Dabei war die Post mal die Krone deutschen Beamtentums! Jede deutsche Mutter hatte für ihre Tochter nur einen Traum: dass sie einen Postbeamten heiraten möge. Das Symbol für Redlichkeit und Rechtschaffenheit. Missionarsstellung, Badekappe, Bausparvertrag. Kam der edelmütige Postmann in seiner prächtigen Fantasieuniform in unsere Straße, zu Fuß, zu Pferd oder auf herrlich gelbem Wagen, jubelten die Menschen.

Und waren die Menschen nicht zu Hause, so kehrte er täglich treu zurück, klingelte erneut, schied unzuverlässige Nachbarn von zuverlässigen, und in seinen Augen war niemand würdig. So war in langen harten Wintern der tragische Anblick eines Paketboten, der mit Eiszapfen im Bart tot in der Eingangstür des Empfängers kauerte, leider keine Seltenheit. Er wusste ja nicht, dass der Postkunde für einen Monat in ein südlicheres Land verreist war. Das hätte er sich nie geleistet, da wäre doch die Arbeit liegen geblieben.

Alle Pakete waren bei ihnen sicher. Machte ihnen ein Räuber das Versandstück streitig, so verteidigten sie es wie die Löwen mit all ihrer Kraft und all ihrer Ehre. Wenn dereinst Bundesheer und Volkssturm längst überrollt sein werden, halten noch die Postbeamten aus, mit dem Karabiner in der Faust und dem Brieföffner zwischen den Zähnen. So wie in Danzig 1939. Könnten aber auch die Polen gewesen sein …

Doch dann kam alles ganz anders. Postfilialen verschwanden, ihr Service wird nun von Eck­kneipen, Bordellen oder Tankstellen geleistet. Oder eben nicht, denn die gute alte Benachrichtigungskarte wurde aus Einsparungsgründen abgeschafft. Die Liefersklaven erhalten zwar Seminare in Telepathie, doch das Channeling zwischen ihnen und den Paketkunden funktioniert nur suboptimal.

Dasselbe gilt für andere Methoden.

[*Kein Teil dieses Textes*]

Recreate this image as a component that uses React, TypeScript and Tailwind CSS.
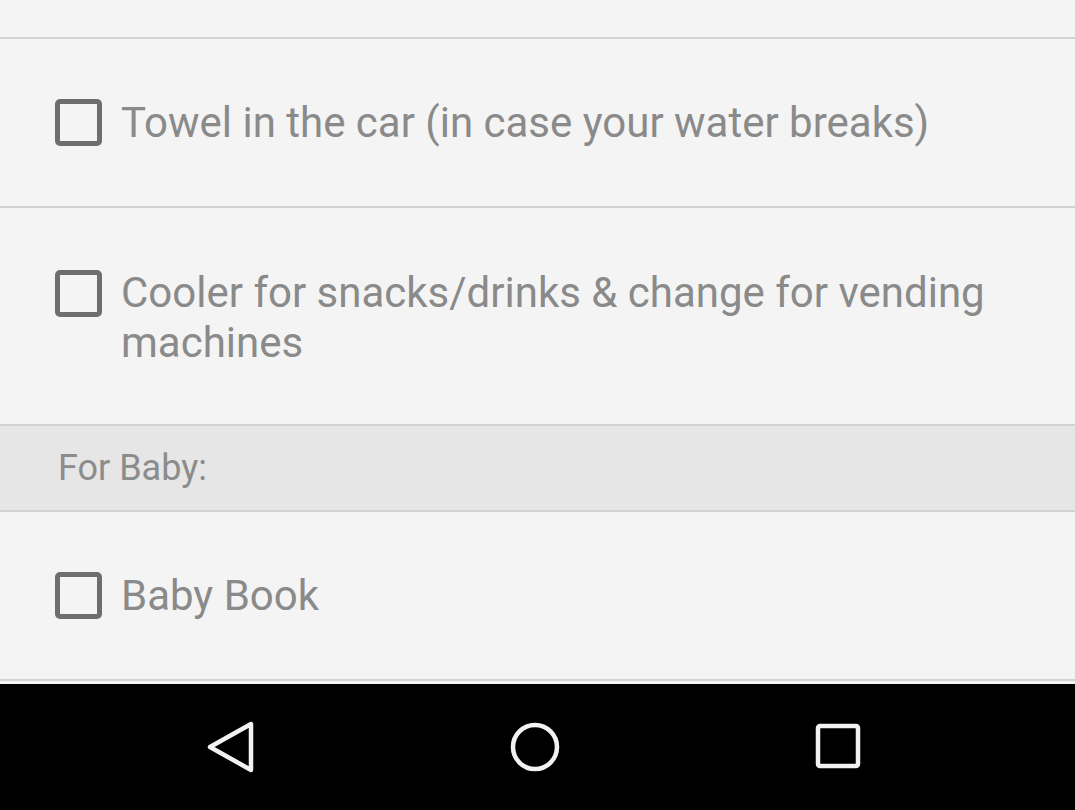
const font = { fontFamily: "Roboto, 'Liberation Sans', sans-serif" };

const CheckRow = ({ text, tall }: { text: string; tall?: boolean }) => {
  return (
    <div
      className={
        tall
          ? "flex items-start h-[218px] pt-[60px] border-b-2 border-[#d2d2d2]"
          : "flex items-center h-[169px] border-b-2 border-[#d2d2d2]"
      }
    >
      <div className={"ml-[55px] w-[47px] h-[47px] shrink-0 rounded-[5px] border-[5px] border-[#6e6e6e]" + (tall ? " mt-[2px]" : "")} />
      <div className="ml-[19px] pr-[40px] text-[42px] leading-[50px] text-[#8a8a8a]">{text}</div>
    </div>
  );
};

const App = () => {
  return (
    <div className="w-[1075px] h-[810px] flex flex-col bg-[#f4f4f4] overflow-hidden" style={font}>
      <div className="h-[39px] shrink-0 border-b-2 border-[#d2d2d2]" />
      <CheckRow text="Towel in the car (in case your water breaks)" />
      <CheckRow text="Cooler for snacks/drinks & change for vending machines" tall />
      <div className="h-[86px] shrink-0 flex items-center bg-[#e6e6e6] border-b-2 border-[#d2d2d2]">
        <span className="ml-[58px] text-[36px] text-[#8c8c8c]">For Baby:</span>
      </div>
      <CheckRow text="Baby Book" />
      <div className="h-[3px] shrink-0" />
      <nav className="flex-1 bg-black flex items-center">
        <svg width="60" height="60" viewBox="0 0 60 60" className="ml-[200px] shrink-0">
          <path d="M10 30 L51 7 L51 53 Z" fill="none" stroke="#f2f2f2" strokeWidth="4.5" strokeLinejoin="round" />
        </svg>
        <svg width="60" height="60" viewBox="0 0 60 60" className="ml-[245px] shrink-0">
          <circle cx="30" cy="30" r="22" fill="none" stroke="#f2f2f2" strokeWidth="4.5" />
        </svg>
        <svg width="60" height="60" viewBox="0 0 60 60" className="ml-[243px] shrink-0">
          <rect x="10" y="9" width="40" height="40" rx="2" fill="none" stroke="#f2f2f2" strokeWidth="4.5" />
        </svg>
      </nav>
    </div>
  );
};

export default App;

Manchmal hat jemand in die Hofdurchfahrt bei den Briefkästen gepinkelt und zweimal lag auch Erbrochenes da, doch ich will hierbei noch immer nicht an Benachrichtigungen des Zustellers glauben.

Dabei sind die Postmitarbeiter Opfer und ausführende Organe der Täter zugleich. Darin ähneln sie Kindersoldaten. Wo offenbar jetzt schon zu wenig und unterbezahltes Personal bereitsteht, um die mit den Kunden vereinbarte Dienstleistung zu erbringen, streicht man noch mehr Stellen und Gelder. Logisch, liebe Kinder, ganz einfache Rechnung: Die Mama will einen Apfelkuchen backen. Dazu braucht sie fünf Äpfel. Sie stellt aber fest, dass sie nur vier hat. Also schmeißt sie noch drei Äpfel weg und scheißt stattdessen auf den Teig. Merkt bestimmt keiner …

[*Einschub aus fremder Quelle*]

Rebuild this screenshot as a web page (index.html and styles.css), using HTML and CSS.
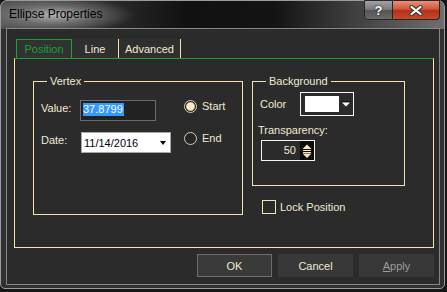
FILE: index.html
```html
<!DOCTYPE html>
<html lang="en">
<head>
    <meta charset="UTF-8">
    <title>Ellipse Properties</title>
    <link rel="stylesheet" href="styles.css">
</head>
<body>
    <div class="window">
        <div class="titlebar">
            <span class="title">Ellipse Properties</span>
            <div class="caption">
                <div class="cap-btn help">?</div>
                <div class="cap-btn close">
                    <svg width="14" height="11" viewBox="0 0 14 11">
                        <path d="M2.5 2 L11.5 9 M11.5 2 L2.5 9" stroke="#3c3c3c" stroke-width="4.2" stroke-linecap="round"/>
                        <path d="M2.5 2 L11.5 9 M11.5 2 L2.5 9" stroke="#ffffff" stroke-width="2.2" stroke-linecap="round"/>
                    </svg>
                </div>
            </div>
        </div>
        <div class="client">
            <div class="tabs">
                <div class="tab active">Position</div>
                <div class="tab line">Line</div>
                <div class="tab advanced">Advanced</div>
            </div>
            <div class="panel">
                <fieldset class="group vertex">
                    <legend>Vertex</legend>
                    <div class="vertex-grid">
                        <span class="lbl">Value:</span>
                        <div class="textbox"><span class="selected">37.8799</span></div>
                        <span class="radio"><span class="dot on"></span>Start</span>
                        <span class="lbl">Date:</span>
                        <div class="datebox">11/14/2016<span class="down"></span></div>
                        <span class="radio"><span class="dot"></span>End</span>
                    </div>
                </fieldset>
                <div class="side">
                    <fieldset class="group background">
                        <legend>Background</legend>
                        <div class="color-row">
                            <span class="lbl">Color</span>
                            <div class="colorbox">
                                <span class="swatch"></span>
                                <svg width="10" height="6" viewBox="0 0 10 6">
                                    <line x1="0" y1="0.5" x2="10" y2="0.5" stroke="#111"/>
                                    <polygon points="1,1.5 9,1.5 5,5.5" fill="#ffffff"/>
                                </svg>
                            </div>
                        </div>
                        <span class="lbl trans">Transparency:</span>
                        <div class="spinner">
                            <span class="num">50</span>
                            <div class="spin">
                                <svg width="14" height="19" viewBox="0 0 14 19">
                                    <polygon points="2.5,8 11.5,8 7,3.5" fill="#f6e6bc"/>
                                    <line x1="3" y1="9.5" x2="11" y2="9.5" stroke="#f6e6bc"/>
                                    <line x1="3" y1="11.5" x2="11" y2="11.5" stroke="#f6e6bc"/>
                                    <polygon points="2.5,12.5 11.5,12.5 7,17" fill="#f6e6bc"/>
                                </svg>
                            </div>
                        </div>
                    </fieldset>
                    <div class="check"><span class="box"></span>Lock Position</div>
                </div>
            </div>
            <div class="buttons">
                <div class="btn default">OK</div>
                <div class="btn">Cancel</div>
                <div class="btn disabled"><u>A</u>pply</div>
            </div>
        </div>
    </div>
</body>
</html>
```

FILE: styles.css
```css
* {
    box-sizing: border-box;
}
body {
    margin: 0;
    background: #161616;
    font-family: 'Liberation Sans', Arial, sans-serif;
    font-size: 11px;
    color: #f1ead3;
}
.window {
    width: 445px;
    height: 289px;
    border: 1px solid #9c9c9c;
    border-radius: 7px 7px 5px 5px;
    padding: 0 4px 3px 5px;
    background:
        radial-gradient(ellipse 80px 18px at 54px 14px, rgba(190,190,190,0.9), rgba(150,150,150,0.5) 50%, rgba(120,120,120,0) 100%),
        linear-gradient(90deg, #505050 0%, #2e2e2e 22%, #111 42%, #141414 62%, #4a4a4a 84%, #6e6e6e 100%) top / 100% 28px no-repeat,
        #303030;
}
.titlebar {
    height: 27px;
    display: flex;
    justify-content: space-between;
    align-items: flex-start;
}
.title {
    margin: 6px 0 0 3px;
    font-size: 12px;
    color: #000;
}
.caption {
    display: flex;
    margin-top: -1px;
}
.cap-btn {
    height: 20px;
    border: 1px solid #262626;
    display: flex;
    justify-content: center;
    align-items: center;
}
.help {
    width: 29px;
    border-radius: 0 0 0 4px;
    background: linear-gradient(#a2a2a2, #777 48%, #555 52%, #6a6a6a);
    color: #fff;
    font-weight: bold;
    font-size: 13px;
    text-shadow: 0 0 2px #222, 0 0 1px #222;
}
.close {
    width: 47px;
    border-left: none;
    border-radius: 0 0 4px 0;
    background: linear-gradient(#e8907c, #d2553a 45%, #b4311a 52%, #c9472c);
}
.client {
    height: 257px;
    border: 1px solid #868686;
    background: #2b2b2b;
    padding: 10px 5px 0 7px;
}
.tabs {
    display: flex;
    height: 19px;
    margin-left: 2px;
}
.tab {
    display: flex;
    justify-content: center;
    align-items: center;
    background: #2f2f2f;
    color: #f1ead3;
    border-right: 1px solid #f6e4b0;
}
.tab.active {
    width: 56px;
    border: 1px solid #16a236;
    border-bottom: none;
    background: #323232;
    color: #16a236;
}
.tab.line {
    width: 47px;
}
.tab.advanced {
    width: 62px;
}
.panel {
    width: 420px;
    height: 190px;
    border: 1px solid #f6e4b0;
    border-top-color: #16a236;
    display: flex;
    gap: 9px;
    padding: 16px 0 0 18px;
}
.group {
    margin: 0;
    padding: 0 0 0 7px;
    border: 1px solid #f6e4b0;
    min-width: 0;
}
.group legend {
    margin-left: 6px;
    padding: 0 3px;
    line-height: 13px;
}
.vertex {
    width: 210px;
    height: 140px;
    padding-top: 12px;
}
.vertex-grid {
    display: grid;
    grid-template-columns: 39px 104px auto;
    grid-auto-rows: 21px;
    row-gap: 11px;
}
.lbl {
    line-height: 13px;
    padding-top: 2px;
}
.textbox {
    width: 76px;
    height: 21px;
    border: 1px solid #6c6c6c;
    background: #222;
    padding: 2px 0 0 2px;
}
.selected {
    display: inline-block;
    background: #3399ff;
    color: #fff;
    line-height: 13px;
    padding-right: 1px;
}
.datebox {
    width: 90px;
    height: 21px;
    margin-left: 1px;
    background: #fff;
    border: 1px solid #a8a8a8;
    color: #000010;
    display: flex;
    align-items: center;
    justify-content: space-between;
    padding: 0 4px 0 2px;
}
.down {
    border-left: 3.5px solid transparent;
    border-right: 3.5px solid transparent;
    border-top: 4px solid #000;
}
.radio {
    display: flex;
    align-items: center;
    gap: 5px;
    line-height: 13px;
    height: 13px;
}
.dot {
    width: 13px;
    height: 13px;
    border-radius: 50%;
    border: 1px solid #d6ceb6;
    background: #262626;
}
.dot.on {
    background: radial-gradient(circle, #fbecc4 0 3.5px, #c9bd98 4px, #262626 5px);
}
.side {
    display: flex;
    flex-direction: column;
}
.background {
    width: 153px;
    height: 111px;
    padding-top: 4px;
}
.color-row {
    display: flex;
    align-items: center;
    gap: 14px;
}
.color-row .lbl {
    padding-top: 0;
}
.colorbox {
    width: 54px;
    height: 24px;
    border: 1px solid #f4f4f4;
    display: flex;
    align-items: center;
    padding-left: 4px;
    gap: 2px;
}
.swatch {
    width: 34px;
    height: 16px;
    background: #fff;
}
.trans {
    display: block;
    margin: 8px 0 0 -2px;
    padding-top: 0;
}
.spinner {
    width: 54px;
    height: 21px;
    margin: 3px 0 0 1px;
    border: 1px solid #f4f4f4;
    display: flex;
    justify-content: flex-end;
}
.num {
    line-height: 19px;
    margin-right: 4px;
}
.spin {
    width: 14px;
    background: #0c0c0c;
}
.spin svg {
    display: block;
}
.check {
    display: flex;
    align-items: center;
    gap: 4px;
    margin: 14px 0 0 10px;
}
.box {
    width: 14px;
    height: 14px;
    border: 1px solid #f6e4b0;
}
.buttons {
    display: flex;
    justify-content: flex-end;
    gap: 6px;
    margin-top: 6px;
}
.btn {
    width: 75px;
    height: 23px;
    display: flex;
    justify-content: center;
    align-items: center;
    background: #383838;
    border: 1px solid #383838;
    color: #f1ead3;
}
.btn.default {
    border-color: #6e6e6e;
    background: #3a3a3a;
}
.btn.disabled {
    color: #9c9c9c;
}
```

Apropos Apfel. Ich habe einen Traum: In diesem wird die DHL, analog zum Morgenthau-Plan, zerschlagen und in einen friedlichen Agrarbetrieb umgewandelt. Die Vorstellung, sich einem Posthof zu nähern, auf dem sich nicht tausend schreiende Berserker um die begehrtesten Inhalte niemals zugestellter Pakete prügeln, sondern stille Landarbeiter in Latzhosen und Gummistiefeln auf der Ackerkrume knien und zärtlich Mohrrüben oder wunderschöne Schnittblumen hegen, lässt mich weinen vor Sehnsucht und Glück.